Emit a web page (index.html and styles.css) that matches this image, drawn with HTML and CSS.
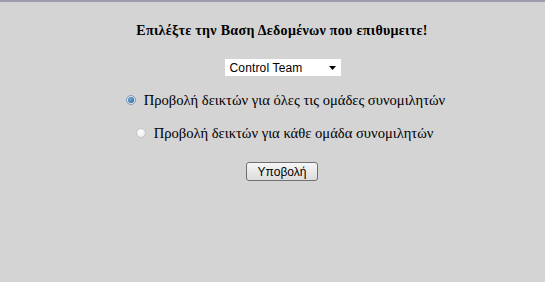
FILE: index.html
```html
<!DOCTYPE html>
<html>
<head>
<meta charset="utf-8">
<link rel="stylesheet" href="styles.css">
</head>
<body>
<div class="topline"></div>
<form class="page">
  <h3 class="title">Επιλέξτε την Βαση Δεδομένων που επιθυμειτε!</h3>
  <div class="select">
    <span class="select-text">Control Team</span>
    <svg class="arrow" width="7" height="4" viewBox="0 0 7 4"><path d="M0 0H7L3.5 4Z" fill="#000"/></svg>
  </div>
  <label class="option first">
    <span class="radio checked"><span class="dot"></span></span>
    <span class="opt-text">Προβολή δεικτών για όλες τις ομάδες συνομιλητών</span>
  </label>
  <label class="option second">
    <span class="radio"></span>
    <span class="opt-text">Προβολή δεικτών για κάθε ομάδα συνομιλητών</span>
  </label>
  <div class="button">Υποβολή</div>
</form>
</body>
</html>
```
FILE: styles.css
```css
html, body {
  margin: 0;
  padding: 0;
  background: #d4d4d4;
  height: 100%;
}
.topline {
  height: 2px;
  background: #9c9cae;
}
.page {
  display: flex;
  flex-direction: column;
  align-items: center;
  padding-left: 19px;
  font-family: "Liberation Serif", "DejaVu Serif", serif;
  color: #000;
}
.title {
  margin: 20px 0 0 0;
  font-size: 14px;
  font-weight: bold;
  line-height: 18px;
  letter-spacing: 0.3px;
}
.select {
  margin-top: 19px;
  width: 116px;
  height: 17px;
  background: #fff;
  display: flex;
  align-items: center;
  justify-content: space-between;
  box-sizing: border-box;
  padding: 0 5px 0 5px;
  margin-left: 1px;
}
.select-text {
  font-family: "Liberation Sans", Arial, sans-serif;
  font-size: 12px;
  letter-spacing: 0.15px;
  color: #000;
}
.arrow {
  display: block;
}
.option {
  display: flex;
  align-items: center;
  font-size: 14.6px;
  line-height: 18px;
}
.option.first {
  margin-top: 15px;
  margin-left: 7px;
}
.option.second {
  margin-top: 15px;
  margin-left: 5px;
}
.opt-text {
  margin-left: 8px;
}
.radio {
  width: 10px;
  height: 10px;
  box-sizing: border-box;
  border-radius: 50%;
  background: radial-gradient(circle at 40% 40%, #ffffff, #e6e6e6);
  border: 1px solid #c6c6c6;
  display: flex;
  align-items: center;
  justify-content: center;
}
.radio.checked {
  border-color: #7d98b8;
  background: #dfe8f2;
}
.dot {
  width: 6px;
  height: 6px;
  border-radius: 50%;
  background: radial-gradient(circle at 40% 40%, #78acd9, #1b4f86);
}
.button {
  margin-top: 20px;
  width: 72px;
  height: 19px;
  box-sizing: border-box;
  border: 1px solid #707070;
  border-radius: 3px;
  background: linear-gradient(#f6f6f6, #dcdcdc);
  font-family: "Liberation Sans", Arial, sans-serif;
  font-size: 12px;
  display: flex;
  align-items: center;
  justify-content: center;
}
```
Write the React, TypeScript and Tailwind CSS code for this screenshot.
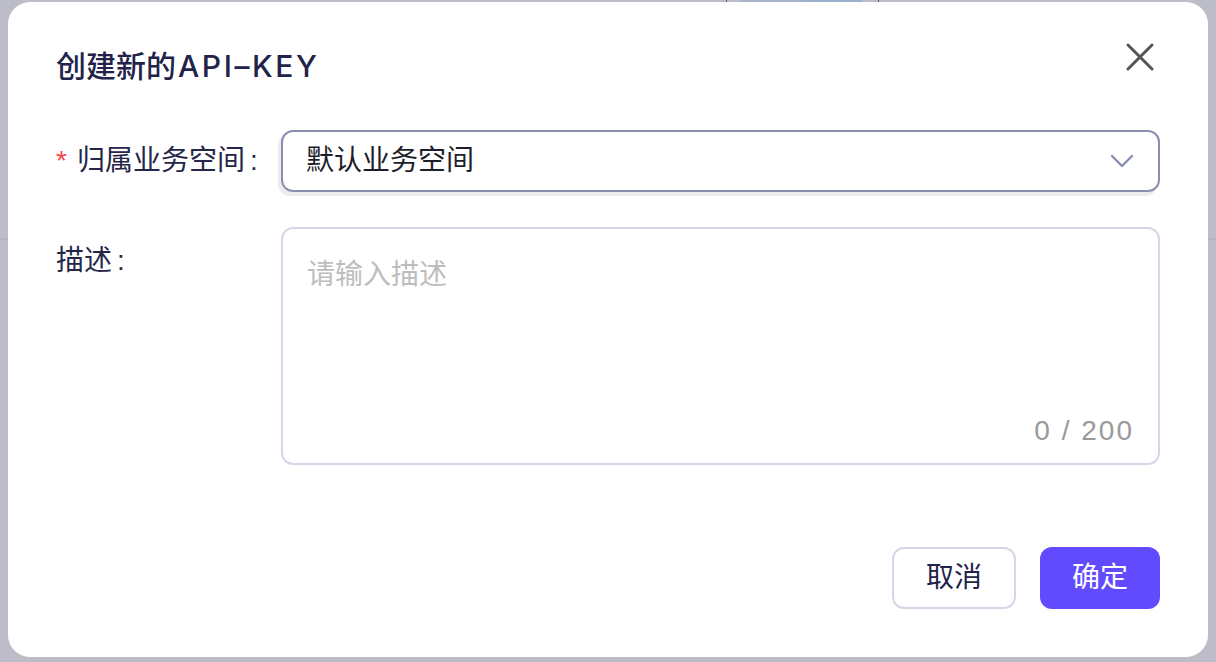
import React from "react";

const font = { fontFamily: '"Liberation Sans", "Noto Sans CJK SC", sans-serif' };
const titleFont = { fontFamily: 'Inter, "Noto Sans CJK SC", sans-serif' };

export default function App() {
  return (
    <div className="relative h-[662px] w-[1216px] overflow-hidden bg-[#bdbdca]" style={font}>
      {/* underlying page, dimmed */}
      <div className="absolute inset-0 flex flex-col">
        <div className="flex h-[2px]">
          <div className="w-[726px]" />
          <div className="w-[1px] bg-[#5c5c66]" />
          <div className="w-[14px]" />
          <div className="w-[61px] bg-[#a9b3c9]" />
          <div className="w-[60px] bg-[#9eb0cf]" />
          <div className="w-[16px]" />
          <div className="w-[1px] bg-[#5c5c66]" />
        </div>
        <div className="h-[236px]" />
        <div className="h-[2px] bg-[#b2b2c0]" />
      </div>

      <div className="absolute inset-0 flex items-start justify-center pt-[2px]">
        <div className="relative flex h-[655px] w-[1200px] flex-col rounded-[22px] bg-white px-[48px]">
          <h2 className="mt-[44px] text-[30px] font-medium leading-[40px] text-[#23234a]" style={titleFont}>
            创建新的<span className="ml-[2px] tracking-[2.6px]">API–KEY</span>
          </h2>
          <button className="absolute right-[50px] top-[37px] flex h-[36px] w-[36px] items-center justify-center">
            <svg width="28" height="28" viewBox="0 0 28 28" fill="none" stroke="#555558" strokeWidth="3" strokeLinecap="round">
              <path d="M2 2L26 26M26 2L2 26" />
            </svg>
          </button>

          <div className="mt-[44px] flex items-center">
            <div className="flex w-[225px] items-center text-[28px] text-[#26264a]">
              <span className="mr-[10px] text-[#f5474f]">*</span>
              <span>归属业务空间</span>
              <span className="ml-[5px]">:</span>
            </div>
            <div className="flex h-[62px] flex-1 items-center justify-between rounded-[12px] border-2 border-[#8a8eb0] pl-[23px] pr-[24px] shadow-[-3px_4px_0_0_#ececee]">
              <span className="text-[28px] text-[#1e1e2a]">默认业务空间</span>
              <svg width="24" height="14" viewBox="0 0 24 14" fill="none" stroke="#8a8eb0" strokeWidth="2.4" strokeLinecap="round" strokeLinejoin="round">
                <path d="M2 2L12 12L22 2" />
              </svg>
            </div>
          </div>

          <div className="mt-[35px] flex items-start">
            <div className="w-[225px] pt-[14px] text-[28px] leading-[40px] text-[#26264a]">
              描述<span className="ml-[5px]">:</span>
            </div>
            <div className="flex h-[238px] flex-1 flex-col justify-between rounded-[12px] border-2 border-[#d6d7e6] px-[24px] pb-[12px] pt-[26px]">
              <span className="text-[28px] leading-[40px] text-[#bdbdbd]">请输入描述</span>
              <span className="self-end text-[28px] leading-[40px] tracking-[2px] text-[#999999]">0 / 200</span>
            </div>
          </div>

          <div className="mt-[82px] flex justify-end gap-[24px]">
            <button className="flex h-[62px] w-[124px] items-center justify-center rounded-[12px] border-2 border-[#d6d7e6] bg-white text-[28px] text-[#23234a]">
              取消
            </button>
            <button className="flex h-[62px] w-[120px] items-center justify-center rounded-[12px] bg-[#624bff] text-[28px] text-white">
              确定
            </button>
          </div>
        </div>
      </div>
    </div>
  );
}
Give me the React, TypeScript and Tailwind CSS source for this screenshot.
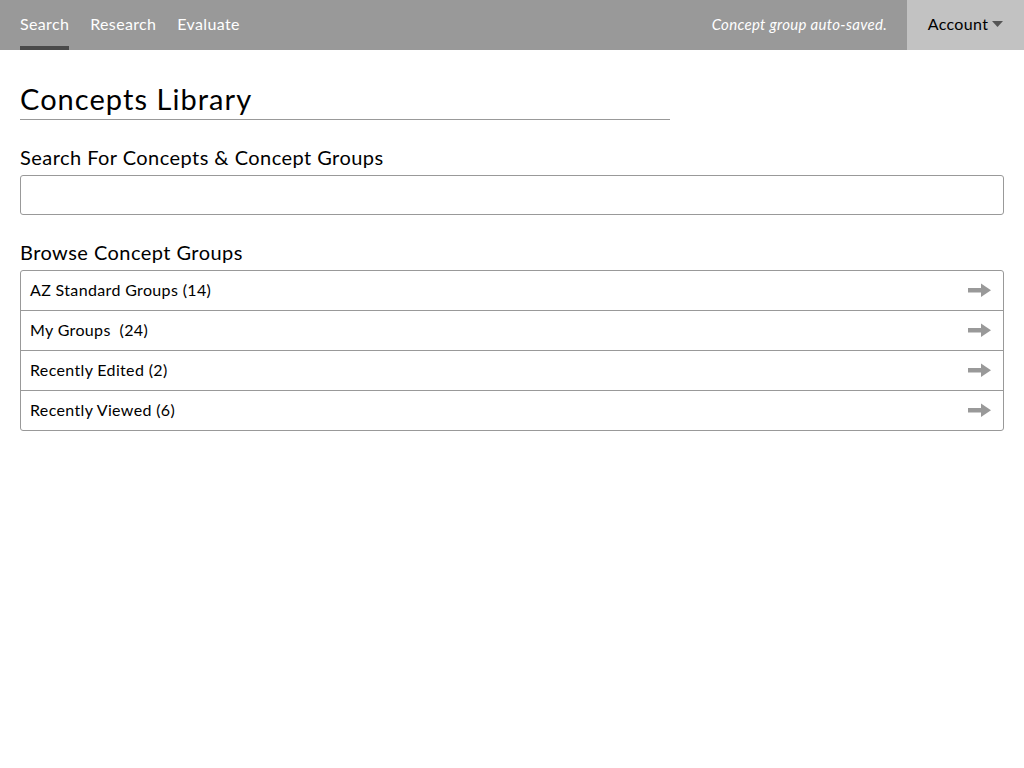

++++++++++

→ Short exercise:
Every line above should be repeated exactly; pictures stay out of the copy.

→ Correct result:
Emit a web page (index.html and styles.css) that matches this image, drawn with HTML and CSS.
FILE: index.html
```html
<!DOCTYPE html>
<html>
<head>
<meta charset="utf-8">
<link rel="stylesheet" href="styles.css">
</head>
<body>
<div class="topline"></div>
<form class="page">
  <h3 class="title">Επιλέξτε την Βαση Δεδομένων που επιθυμειτε!</h3>
  <div class="select">
    <span class="select-text">Control Team</span>
    <svg class="arrow" width="7" height="4" viewBox="0 0 7 4"><path d="M0 0H7L3.5 4Z" fill="#000"/></svg>
  </div>
  <label class="option first">
    <span class="radio checked"><span class="dot"></span></span>
    <span class="opt-text">Προβολή δεικτών για όλες τις ομάδες συνομιλητών</span>
  </label>
  <label class="option second">
    <span class="radio"></span>
    <span class="opt-text">Προβολή δεικτών για κάθε ομάδα συνομιλητών</span>
  </label>
  <div class="button">Υποβολή</div>
</form>
</body>
</html>
```
FILE: styles.css
```css
html, body {
  margin: 0;
  padding: 0;
  background: #d4d4d4;
  height: 100%;
}
.topline {
  height: 2px;
  background: #9c9cae;
}
.page {
  display: flex;
  flex-direction: column;
  align-items: center;
  padding-left: 19px;
  font-family: "Liberation Serif", "DejaVu Serif", serif;
  color: #000;
}
.title {
  margin: 20px 0 0 0;
  font-size: 14px;
  font-weight: bold;
  line-height: 18px;
  letter-spacing: 0.3px;
}
.select {
  margin-top: 19px;
  width: 116px;
  height: 17px;
  background: #fff;
  display: flex;
  align-items: center;
  justify-content: space-between;
  box-sizing: border-box;
  padding: 0 5px 0 5px;
  margin-left: 1px;
}
.select-text {
  font-family: "Liberation Sans", Arial, sans-serif;
  font-size: 12px;
  letter-spacing: 0.15px;
  color: #000;
}
.arrow {
  display: block;
}
.option {
  display: flex;
  align-items: center;
  font-size: 14.6px;
  line-height: 18px;
}
.option.first {
  margin-top: 15px;
  margin-left: 7px;
}
.option.second {
  margin-top: 15px;
  margin-left: 5px;
}
.opt-text {
  margin-left: 8px;
}
.radio {
  width: 10px;
  height: 10px;
  box-sizing: border-box;
  border-radius: 50%;
  background: radial-gradient(circle at 40% 40%, #ffffff, #e6e6e6);
  border: 1px solid #c6c6c6;
  display: flex;
  align-items: center;
  justify-content: center;
}
.radio.checked {
  border-color: #7d98b8;
  background: #dfe8f2;
}
.dot {
  width: 6px;
  height: 6px;
  border-radius: 50%;
  background: radial-gradient(circle at 40% 40%, #78acd9, #1b4f86);
}
.button {
  margin-top: 20px;
  width: 72px;
  height: 19px;
  box-sizing: border-box;
  border: 1px solid #707070;
  border-radius: 3px;
  background: linear-gradient(#f6f6f6, #dcdcdc);
  font-family: "Liberation Sans", Arial, sans-serif;
  font-size: 12px;
  display: flex;
  align-items: center;
  justify-content: center;
}
```
Write the React, TypeScript and Tailwind CSS code for this screenshot.
import React from "react";

const font = { fontFamily: '"Liberation Sans", "Noto Sans CJK SC", sans-serif' };
const titleFont = { fontFamily: 'Inter, "Noto Sans CJK SC", sans-serif' };

export default function App() {
  return (
    <div className="relative h-[662px] w-[1216px] overflow-hidden bg-[#bdbdca]" style={font}>
      {/* underlying page, dimmed */}
      <div className="absolute inset-0 flex flex-col">
        <div className="flex h-[2px]">
          <div className="w-[726px]" />
          <div className="w-[1px] bg-[#5c5c66]" />
          <div className="w-[14px]" />
          <div className="w-[61px] bg-[#a9b3c9]" />
          <div className="w-[60px] bg-[#9eb0cf]" />
          <div className="w-[16px]" />
          <div className="w-[1px] bg-[#5c5c66]" />
        </div>
        <div className="h-[236px]" />
        <div className="h-[2px] bg-[#b2b2c0]" />
      </div>

      <div className="absolute inset-0 flex items-start justify-center pt-[2px]">
        <div className="relative flex h-[655px] w-[1200px] flex-col rounded-[22px] bg-white px-[48px]">
          <h2 className="mt-[44px] text-[30px] font-medium leading-[40px] text-[#23234a]" style={titleFont}>
            创建新的<span className="ml-[2px] tracking-[2.6px]">API–KEY</span>
          </h2>
          <button className="absolute right-[50px] top-[37px] flex h-[36px] w-[36px] items-center justify-center">
            <svg width="28" height="28" viewBox="0 0 28 28" fill="none" stroke="#555558" strokeWidth="3" strokeLinecap="round">
              <path d="M2 2L26 26M26 2L2 26" />
            </svg>
          </button>

          <div className="mt-[44px] flex items-center">
            <div className="flex w-[225px] items-center text-[28px] text-[#26264a]">
              <span className="mr-[10px] text-[#f5474f]">*</span>
              <span>归属业务空间</span>
              <span className="ml-[5px]">:</span>
            </div>
            <div className="flex h-[62px] flex-1 items-center justify-between rounded-[12px] border-2 border-[#8a8eb0] pl-[23px] pr-[24px] shadow-[-3px_4px_0_0_#ececee]">
              <span className="text-[28px] text-[#1e1e2a]">默认业务空间</span>
              <svg width="24" height="14" viewBox="0 0 24 14" fill="none" stroke="#8a8eb0" strokeWidth="2.4" strokeLinecap="round" strokeLinejoin="round">
                <path d="M2 2L12 12L22 2" />
              </svg>
            </div>
          </div>

          <div className="mt-[35px] flex items-start">
            <div className="w-[225px] pt-[14px] text-[28px] leading-[40px] text-[#26264a]">
              描述<span className="ml-[5px]">:</span>
            </div>
            <div className="flex h-[238px] flex-1 flex-col justify-between rounded-[12px] border-2 border-[#d6d7e6] px-[24px] pb-[12px] pt-[26px]">
              <span className="text-[28px] leading-[40px] text-[#bdbdbd]">请输入描述</span>
              <span className="self-end text-[28px] leading-[40px] tracking-[2px] text-[#999999]">0 / 200</span>
            </div>
          </div>

          <div className="mt-[82px] flex justify-end gap-[24px]">
            <button className="flex h-[62px] w-[124px] items-center justify-center rounded-[12px] border-2 border-[#d6d7e6] bg-white text-[28px] text-[#23234a]">
              取消
            </button>
            <button className="flex h-[62px] w-[120px] items-center justify-center rounded-[12px] bg-[#624bff] text-[28px] text-white">
              确定
            </button>
          </div>
        </div>
      </div>
    </div>
  );
}
Give me the React, TypeScript and Tailwind CSS source for this screenshot.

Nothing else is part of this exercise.